The President’s judgment in Re D  (part 2) is up.  The blog post about part 1 is here:-

https://suesspiciousminds.com/2014/11/03/everyone-really-ought-to-read-re-d/

Re D is the case in which parents had a care order at home, the LA removed under the Care order, there was no legal aid to challenge that decision despite father lacking capacity to instruct a solicitor. Then the LA lodged an application for a Placement Order, and as it was not joined up with care proceedings, there was no legal aid for THAT either.

Father’s legal team were not only acting for free, but they had to write the Official Solicitor an indemnity that if a costs order was made against the O/S they would pay it. Which is above and beyond.

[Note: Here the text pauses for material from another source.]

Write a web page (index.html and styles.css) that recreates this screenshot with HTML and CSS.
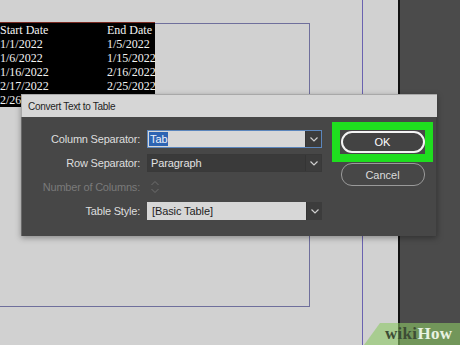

So Part 2 is all about whether Legal Aid would be granted for the father under s10 LASPO (exceptional circumstances) and if not, what would happen.

 

http://www.bailii.org/ew/cases/EWFC/HCJ/2015/2.html

 

Annoyingly, as keeps happening before the President, the Legal Aid Agency eventually blinked and granted funding, thus avoiding a judgment that might declare that s10 LASPO as being practiced is incompatible with article 6.  So we don’t get a valuable precedent because there was no live issue to try. Grrrr.

 

However, note that the public funding granted here is still subject to an ongoing merits review  (that’s NOT what happens in care proceedings – even if your case looks hopeless you are still entitled to have a lawyer fight it for you)

 

The next hearing took place on 2 December 2014. As can be seen from the Annex, the final piece of the legal aid jigsaw had fallen into place the day before. My order recited the position as follows:

“The Father has a substantive funding certificate to cover all work undertaken to date and up to a final hearing in both the s.39 CA 1989 and s.21 ACA 2002 applications. The Official Solicitor will, in the usual manner, conduct an ongoing review as to the merits of the case and this may effect whether the funding certificate will remain in place.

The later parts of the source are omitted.